Julio Agustin is a Broadway performer and Broadway Legacy Robe winner. He performed in the original Broadway companies of Fosse, Women on the Verge of a Nervous Breakdown with actress Patti LuPone, Steel Pier, Never Gonna Dance, the revival of Bells Are Ringing, and was featured opposite Bebe Neuwirth in Chicago (musical). He appeared in the movies Center Stage and The Producers. In addition to his extensive work as a Broadway performer, he is a working director/choreographer, and was most nominated for an Audelco Award for his work as the director for the New Haarlem Arts Theatre’s Latina-inspired production of Sweet Charity.
C. Kelly Wright is an actress, singer, and dancer. She has performed in Off-Broadway musicals and plays in New York City and in television and film in the U.S. and internationally. She is known for the development of new works in theater. She appeared in the world premieres of A Little Princess and Memphis. She has worked with new works from Marcus Gardley, Katori Hall, Imani Harrington, Mike Jones, Victor Lodato, Nina Mercer, Robert O'Hara, and Venus Opal Reese. She was an AUDELCO Award nominee for Best Supporting Actress. In film she is known for her performance in Black Nativity, Angel Wishes: Journey of a Spiritual Healer, and Everyday Black Man.

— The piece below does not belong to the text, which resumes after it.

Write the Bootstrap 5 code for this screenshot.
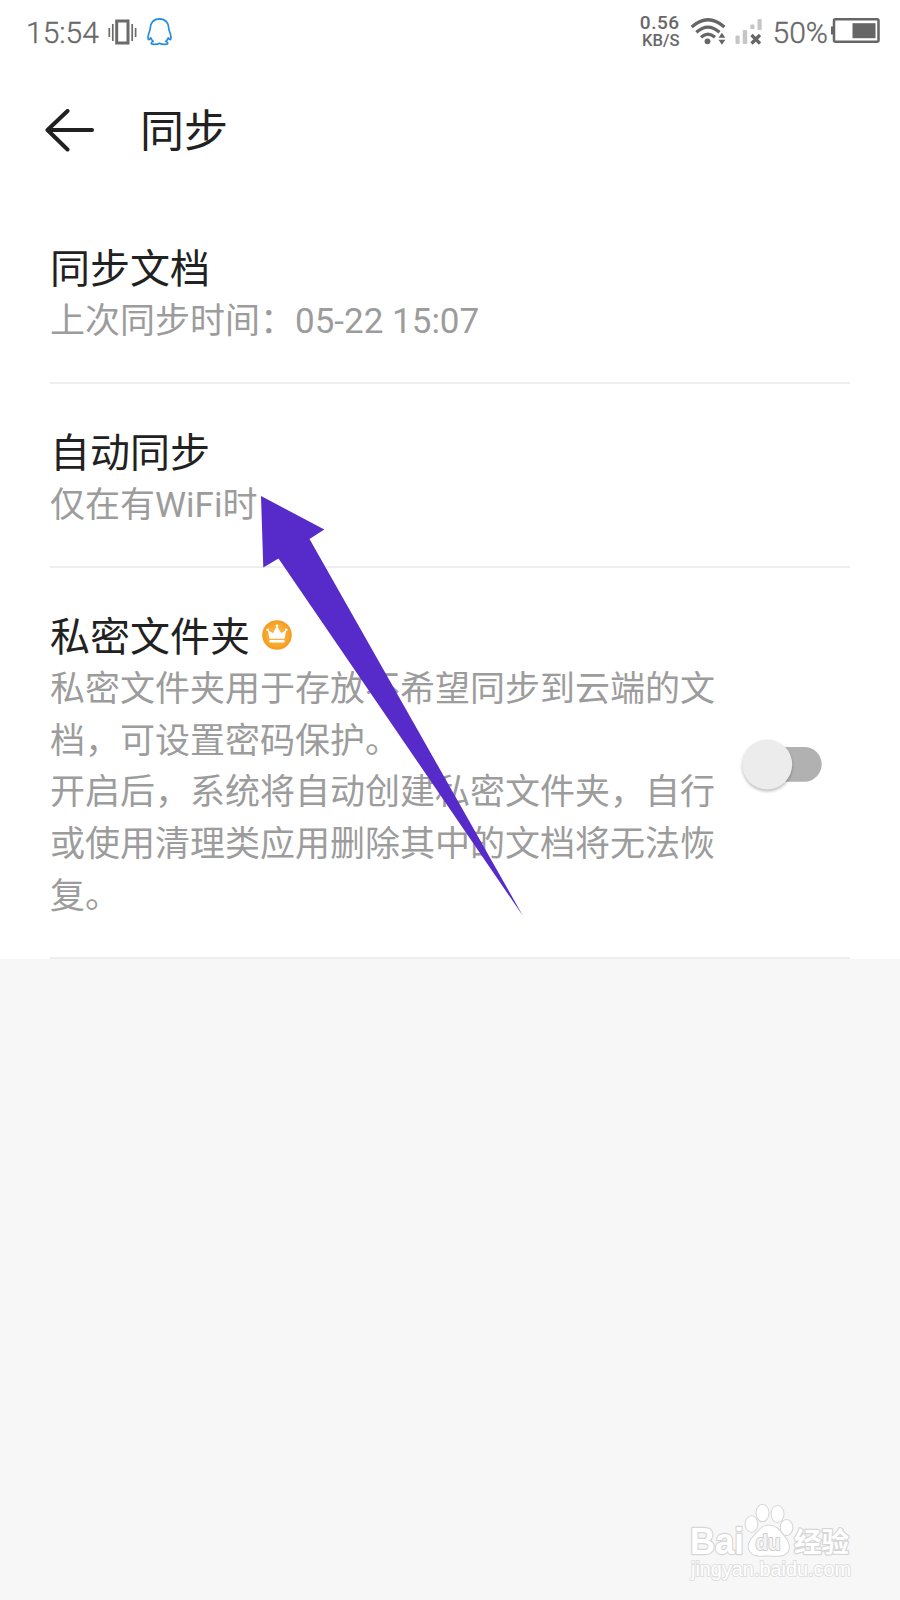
<!DOCTYPE html>
<html lang="zh-CN">
<head>
<meta charset="utf-8">
<meta name="viewport" content="width=device-width, initial-scale=1">
<title>同步</title>
<link href="https://cdn.jsdelivr.net/npm/bootstrap@5.3.0/dist/css/bootstrap.min.css" rel="stylesheet">
<style>
  body { font-family: Roboto, "Noto Sans CJK SC", sans-serif; background: #f7f7f7; color: #212121; }
  .screen { height: 1600px; overflow: hidden; }
  .status { height: 62px; padding: 1px 20px 0 26px; color: #686868; }
  .status-text { font-size: 30px; line-height: 36px; font-weight: 300; -webkit-text-stroke: .35px #686868; margin-top: 3px; }
  .speed { font-weight: 500; text-align: right; margin-right: 10px; }
  .speed-num { font-size: 19px; line-height: 17.5px; letter-spacing: .5px; }
  .speed-unit { font-size: 16.6px; line-height: 17px; }
  .percent { margin-left: 10px; }
  .battery { margin-left: 3px; }
  .appbar { height: 138px; padding: 0 45px; }
  .appbar h1 { font-size: 44px; line-height: 60px; font-weight: 400; margin: 2px 0 0 45px; }
  .item { margin: 0 50px; padding: 45px 0 34.6px; border-bottom: 2px solid #eee; }
  .item-title { font-size: 40px; line-height: 50px; font-weight: 400; margin: 0; height: 50.8px; }
  .item-desc { font-size: 35px; line-height: 51.7px; color: #9c9c9c; font-weight: 400; margin: 0; }
  .wrap-text { width: 670px; }
  .crown { margin-left: 12px; margin-top: -7px; }
  .toggle { margin: -4px 21px 0 0; }
  .pointer { left: 250px; top: 480px; pointer-events: none; }
  .watermark { left: 680px; top: 1496px; }
</style>
</head>
<body>
<div class="screen position-relative">
  <div class="bg-white">
    <header class="status d-flex align-items-center justify-content-between">
      <div class="d-flex align-items-center">
        <span class="status-text">15:54</span>
        <!-- vibrate mode -->
        <svg class="ms-2" width="30" height="28" viewBox="0 0 30 28" fill="none" stroke="#6b6b6b"><rect x="9.700" y="3" width="11.300" height="22" stroke-width="3"/><path d="M5.800 6v17M2.300 10v9M25.200 6v17M28.600 10v9" stroke-width="1.7"/></svg>
        <!-- penguin -->
        <svg class="ms-2" width="28" height="30" viewBox="0 0 28 30" fill="none" stroke="#2a8bd8" stroke-width="1.7" stroke-linejoin="round"><path d="M14.500 1.800C8.500 1.800 5.200 6 5.200 11.500C5.200 14 3 16.500 3 20.500C3 23 4 23.500 5.700 20.800C6.200 22.500 7 23.500 8.200 24.500C6 25 5.500 27 7.500 27.200C10.500 27.500 13 27.300 14.500 26.300C16 27.300 18.500 27.500 21.500 27.200C23.500 27 23 25 20.800 24.500C22 23.500 22.800 22.500 23.300 20.800C25 23.500 26 23 26 20.500C26 16.500 23.800 14 23.800 11.500C23.800 6 20.500 1.800 14.500 1.800Z"/></svg>
      </div>
      <div class="d-flex align-items-center">
        <div class="speed"><div class="speed-num">0.56</div><div class="speed-unit">KB/S</div></div>
        <!-- wifi -->
        <svg width="37" height="30" viewBox="0 0 37 30"><g fill="none" stroke="#666" stroke-width="3.200"><path d="M1.600 10Q18 -4.500 34.400 10"/><path d="M6.300 15.300Q18 5 29.500 15.300"/><path d="M11 20.300Q18 14 25 20.300"/></g><circle cx="17.500" cy="24.300" r="2.900" fill="#666"/><path d="M28.500 20.700l3.400-5 3.400 5zM28.500 22.700l3.400 5 3.400-5z" fill="#666"/></svg>
        <!-- mobile signal -->
        <svg width="28" height="30" viewBox="0 0 28 30" class="ms-2"><g fill="#c6c6c6"><rect x="0.500" y="18.500" width="4.200" height="8.500" rx="1"/><rect x="7.700" y="13" width="4.500" height="14" rx="1"/><rect x="15.300" y="7.500" width="4.200" height="4.500" rx="1"/><rect x="22.500" y="2" width="4.200" height="11" rx="1"/></g><path d="M16.500 18l8.500 8.500M25 18L16.500 26.500" stroke="#666" stroke-width="3.200"/></svg>
        <span class="status-text percent">50%</span>
        <!-- battery -->
        <svg class="battery" width="49" height="27" viewBox="2 0 49 27"><rect x="5" y="1.300" width="44.500" height="22.400" rx="1.500" fill="none" stroke="#666" stroke-width="2.500"/><rect x="2" y="8.500" width="3" height="8" fill="#666"/><rect x="23.500" y="5.200" width="23" height="15" fill="#666"/></svg>
      </div>
    </header>
    <div class="appbar d-flex align-items-center">
      <svg width="50" height="44" viewBox="0 0 50 44" fill="none" stroke="#212121" stroke-width="4" stroke-linecap="round" stroke-linejoin="round"><path d="M47 21H3M22.500 2L2.500 21L22.500 40.500"/></svg>
      <h1>同步</h1>
    </div>
    <section class="item"><h2 class="item-title">同步文档</h2><p class="item-desc">上次同步时间：05-22 15:07</p></section>
    <section class="item"><h2 class="item-title">自动同步</h2><p class="item-desc">仅在有WiFi时</p></section>
    <section class="item d-flex align-items-center justify-content-between">
      <div>
        <div class="d-flex align-items-center">
          <h2 class="item-title">私密文件夹</h2>
          <svg class="crown" width="30" height="30" viewBox="0 0 30 30"><defs><radialGradient id="gold"><stop offset=".5" stop-color="#fbb03c"/><stop offset="1" stop-color="#f49b1d"/></radialGradient></defs><circle cx="15" cy="15" r="14.800" fill="url(#gold)"/><path d="M7.500 18.800L5.800 10l5 3.200L15 6l4.200 7.200L24.200 10l-1.700 8.800z" fill="#fff"/><g fill="#fff"><circle cx="5.700" cy="9.700" r="1.300"/><circle cx="15" cy="5.800" r="1.400"/><circle cx="24.300" cy="9.700" r="1.300"/><rect x="7.300" y="20" width="15.400" height="2.600" rx="1"/></g></svg>
        </div>
        <p class="item-desc wrap-text">私密文件夹用于存放不希望同步到云端的文档，可设置密码保护。<br>开启后，系统将自动创建私密文件夹，自行或使用清理类应用删除其中的文档将无法恢复。</p>
      </div>
      <svg class="toggle flex-shrink-0" role="switch" aria-checked="false" width="90" height="60" viewBox="0 0 90 60"><rect x="20" y="11" width="62.700" height="34.700" rx="17.350" fill="#b1b1b1"/><circle cx="28.200" cy="28.500" r="25" fill="#ececec" style="filter:drop-shadow(0 2px 1.500px rgba(0,0,0,.25))"/></svg>
    </section>
  </div>

  <svg class="pointer position-absolute" width="290" height="450" viewBox="250 480 290 450"><path d="M261 496L324.300 529.500L309.500 539L523 916L278.500 558.500L263.300 567.500Z" fill="#562bc9"/></svg>

  <svg class="watermark position-absolute" width="190" height="90" viewBox="680 1495 190 90" fill="#fff" stroke="#d6d6d6" stroke-width="2.400" paint-order="stroke" stroke-linejoin="round">
    <text x="690" y="1553" font-family="Liberation Sans" font-weight="700" font-size="37" textLength="54" lengthAdjust="spacingAndGlyphs">Bai</text>
    <g stroke-width="2"><ellipse cx="751.500" cy="1523" rx="5.800" ry="7.800"/><ellipse cx="762.500" cy="1512" rx="6" ry="8.300"/><ellipse cx="777.500" cy="1513" rx="6" ry="8"/><ellipse cx="786.500" cy="1526.500" rx="5.800" ry="7.500"/>
    <path d="M768.500 1524.500C762 1524.500 759 1530 755 1534C749 1540 747 1545 750 1550C754 1556.500 762 1554.500 768.500 1554.500C776 1554.500 784 1556.500 788 1550C790.500 1545 788 1540 783 1534C779 1529 776 1524.500 768.500 1524.500Z"/></g>
    <text x="755.500" y="1549" font-family="Liberation Sans" font-weight="700" font-size="22" textLength="25" lengthAdjust="spacingAndGlyphs" fill="#f4f4f4" stroke-width="2" stroke="#cfcfcf">du</text>
    <text x="794" y="1551" font-family="Noto Sans CJK SC, sans-serif" font-weight="700" font-size="27.500">经验</text>
    <text x="691" y="1575" font-family="Liberation Sans" font-size="20" textLength="160" lengthAdjust="spacingAndGlyphs" stroke-width="2" stroke="#dfdfdf">jingyan.baidu.com</text>
  </svg>
</div>
<script src="https://cdn.jsdelivr.net/npm/bootstrap@5.3.0/dist/js/bootstrap.bundle.min.js"></script>
</body>
</html>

Laurence Holder is an American playwright, poet, and director who focuses on the African-American experience. His plays often center historical African-American figures including Malcolm X, Elijah Muhammad, Thelonious Monk, Duke Ellington, Billie Holiday, and Zora Neale Hurston. He is a 1998–1999 Otto Rene Castillo award recipient for political theatre. Holder's work has been performed at the Henry Street Settlement New Federal Theatre, the Ford Theatre, the American Place Theatre, and more. His work has been reviewed by The New York Times and the Washington Post among others. In addition to being a playwright, Holder teaches English at John Jay College of Criminal Justice.
Carl Cofield is an American theatre director and actor.